Genetik bir kod gibi zihinlere miras bırakılan mezhepçi bakış açılarını önleyecek kişiler, öncelikle İslam Dünyası’nın kadınlarıdır. Onların Yahudi toplumunun kadınlarından farkı İslam’ın herhangi bir etnik kimliğin dini olmadığını ve yine tabi oldukları mezhebin İslam’ın tümü değil ancak bir yorumu olduğunu anlatmaları, çocuklarını böylece yetiştirmek için çabalamaları olacaktır. Bilinç aşımı sürecini ise siyasi bir birliktelik düşüncesi tamamlamadığı sürece Müslümanlar yenilgilerden yenilgi beğenmek zorunda kalacaktır. Zira Emperyalist ve Siyonistlerin hedefi Müslüman halkların nasıl ibadet ettiği ile ilgili değil, onların siyasi, sosyal ve kültürel alana müdahale eden bir din anlayışları olması ve bunu hayata geçirme çabalarıdır.

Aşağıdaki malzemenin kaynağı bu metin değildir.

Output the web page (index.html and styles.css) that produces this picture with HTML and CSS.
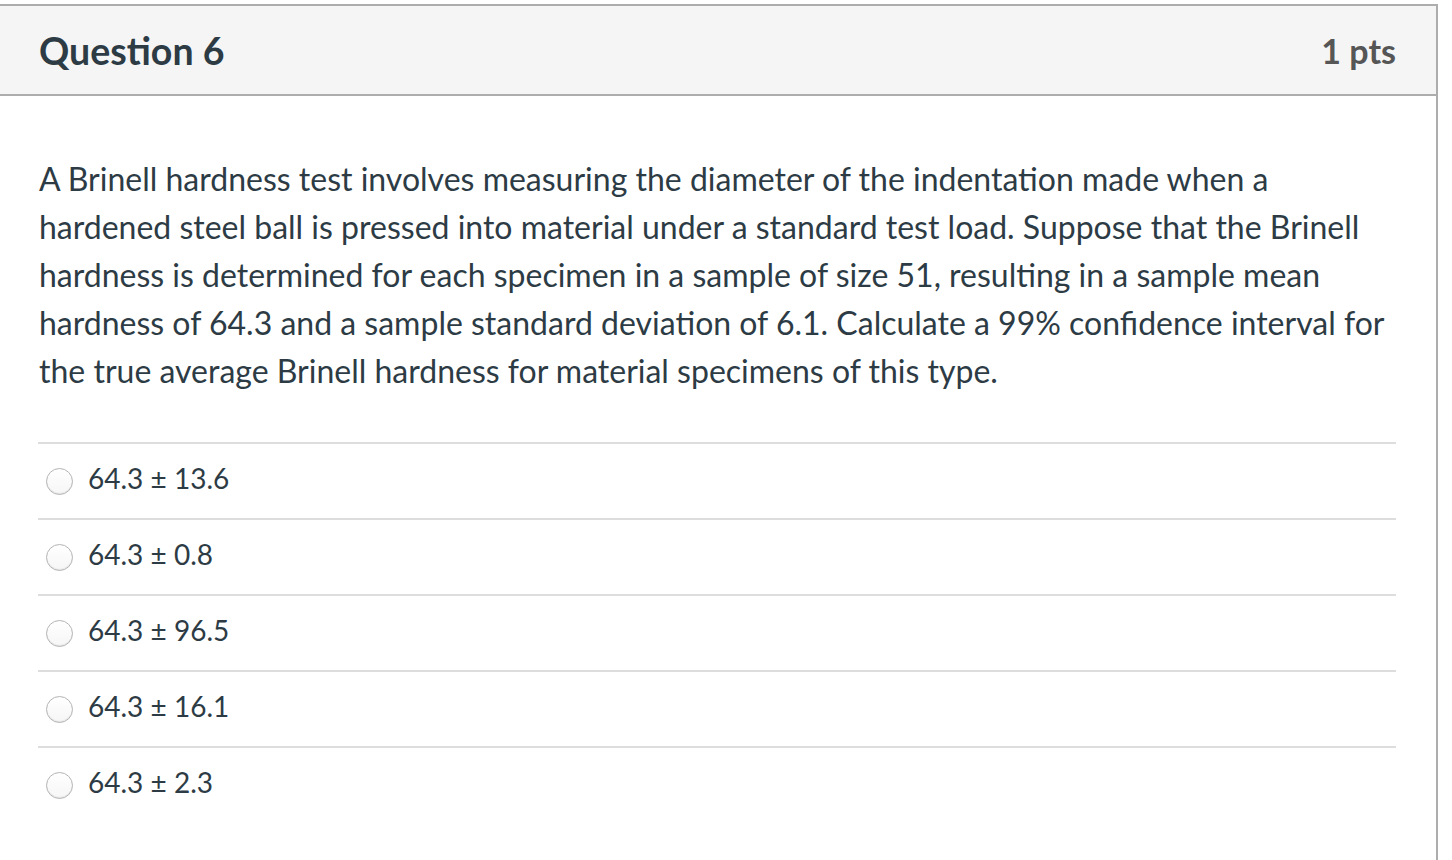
FILE: index.html
```html
<!DOCTYPE html>
<html>
<head>
<meta charset="utf-8">
<link rel="stylesheet" href="styles.css">
</head>
<body>
<div class="question">
  <div class="header">
    <h2 class="title">Question 6</h2>
    <span class="points">1 pts</span>
  </div>
  <div class="content">
    <p class="text">A Brinell hardness test involves measuring the diameter of the indentation made when a hardened steel ball is pressed into material under a standard test load. Suppose that the Brinell hardness is determined for each specimen in a sample of size 51, resulting in a sample mean hardness of 64.3 and a sample standard deviation of 6.1. Calculate a 99% confidence interval for the true average Brinell hardness for material specimens of this type.</p>
    <div class="answers">
      <label class="answer"><span class="radio"></span><span class="label">64.3 ± 13.6</span></label>
      <label class="answer"><span class="radio"></span><span class="label">64.3 ± 0.8</span></label>
      <label class="answer"><span class="radio"></span><span class="label">64.3 ± 96.5</span></label>
      <label class="answer"><span class="radio"></span><span class="label">64.3 ± 16.1</span></label>
      <label class="answer"><span class="radio"></span><span class="label">64.3 ± 2.3</span></label>
    </div>
  </div>
</div>
</body>
</html>
```
FILE: styles.css
```css
html, body {
  margin: 0;
  padding: 0;
  background: #ffffff;
}
body {
  padding-top: 4px;
  font-family: Lato, "Open Sans", sans-serif;
  color: #2d3b45;
  overflow: hidden;
  height: 860px;
  box-sizing: border-box;
}
.question {
  width: 1438px;
  box-sizing: border-box;
  border-top: 2px solid #adadad;
  border-right: 2px solid #adadad;
  min-height: 900px;
}
.header {
  display: flex;
  justify-content: space-between;
  align-items: center;
  height: 88px;
  padding: 0 40px 0 39px;
  background: #f5f5f5;
  border-bottom: 2px solid #adadad;
}
.title {
  margin: 0;
  font-size: 37.5px;
  font-weight: 700;
  color: #2d3b45;
}
.points {
  font-size: 34px;
  font-weight: 700;
  color: #565656;
}
.content {
  padding: 59px 40px 0 38px;
}
.text {
  margin: 0 0 0 1px;
  font-size: 32px;
  line-height: 48px;
}
.answers {
  margin-top: 47px;
}
.answer {
  display: flex;
  align-items: center;
  height: 74px;
  border-top: 2px solid #dddddd;
}
.radio {
  width: 25px;
  height: 25px;
  margin-left: 8px;
  margin-right: 15px;
  border-radius: 50%;
  border: 1px solid #b4b4b4;
  background: linear-gradient(#ffffff, #f6f6f6);
  box-shadow: inset 0 -1px 1px rgba(0,0,0,0.08);
}
.label {
  font-size: 28px;
  color: #2d3b45;
  padding-bottom: 6px;
}
```
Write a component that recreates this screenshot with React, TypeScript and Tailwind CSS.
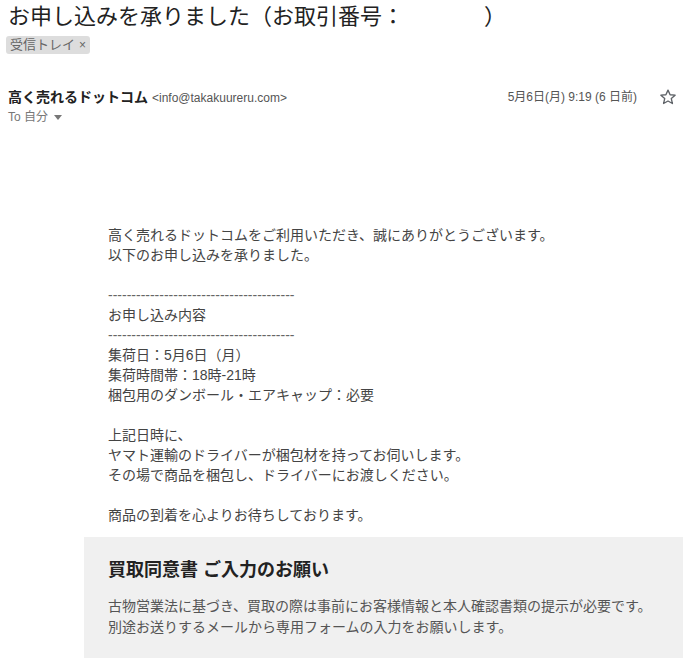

Bu çaba ise adalet iddiasında bulunarak, Müslüman beldelerin yeraltı ve yerüstü kaynaklarıyla halklarının sömürülmesine karşı duracak ve İslam Dünyası’nın menfaatini gözetecek bir anlayışı ihtiva eder. İran İslam İnkılabı lideri İmam Humeyni Irak’ı işgal eden İngiliz ordusundan bir subayın sözlerini aktarır ve akabinde bunu şöyle yorumlar: “Irak’ın İngilizler tarafından işgali sırasında, İngiliz subaylarından birisi, şöyle sormuştu: Şu anda minare’de ezan okumak üzere olanın, İngiltere siyasetine zararı var mıdır? “Hayır!” cevabını verdiler. “Şu halde bırakın ne isterse söylesin!” dedi. Siz emperyalistlerin siyasetine karışmazsanız, İslam’ı da sadece her zaman söz konusu ettiğiniz kurallardan ibaret bilirseniz ve asla onları itham etmezseniz, onların da sizinle işleri olmaz… Siz istediğiniz kadar namaz kılınız. Onlar sizin petrolünüzü istiyorlar, namazınızla işleri ne? Onlar madenlerinizi isterler, ülkemizin, onların ürettikleri mallar için Pazar olmasını isterler, bu sebeple onların diktikleri hükümetler sanayileşmemize engel olurlar veya bağımlı ve montaj sanayi’i kurarlar”
Munson’un Devrim’in neden bir Şii ülkesinde gerçekleştiği yönünden yapmaya çalıştığı tespitlerde de yer aldığı gibi, şüphesiz Devrimi başaranın, İslam’ı devlet ve siyaset bazında görmek isteyen bir topluluk olduğunu teslim etmemiz gerekecektir. İslam Dünyası’ndaki mezhepçi ve hizipçi taassupların kırılması ve yine siyasi bir birlikteliğin gerçekleştirilebilmesi için iki geleneğin birbirinin tecrübe ve hatalarından ders çıkarması gerekmektedir. Bu noktada Ali Korani’nin şu görüşlerine katılmamak mümkün değildir; “Şii ulema müessesi, merci, velayeti fakih, temsilciler ve vekiller noktasında fıkhi bakış açısına uygulamaya yoğun çaba harcama ihtiyacındadır… Sünni ulema müessesesinin de iki harekete ihtiyacı vardır: Birincisi ulemaya maddi ve manevi baskının kaldırması için, hükümet müesseselerine baskı yapmaktır. İkincisi: İslam’ı hâkim kılmak için Müslüman halkları idare edecek mücadeleci ulema müessesini kurmak ve tüm güçleri bu hedef üzerine yoğunlaştırmak”
Bunları gerçekleştirmek için bekleyecek yüzyıllarımız olmadığı açık. İslam Dünyası’nın tüm aklını, aşkını, vicdanını, sabrını, gayretini harekete geçirmek için kaybedilen ömürlerin aksine kaybedecek bir günümüz bile yok.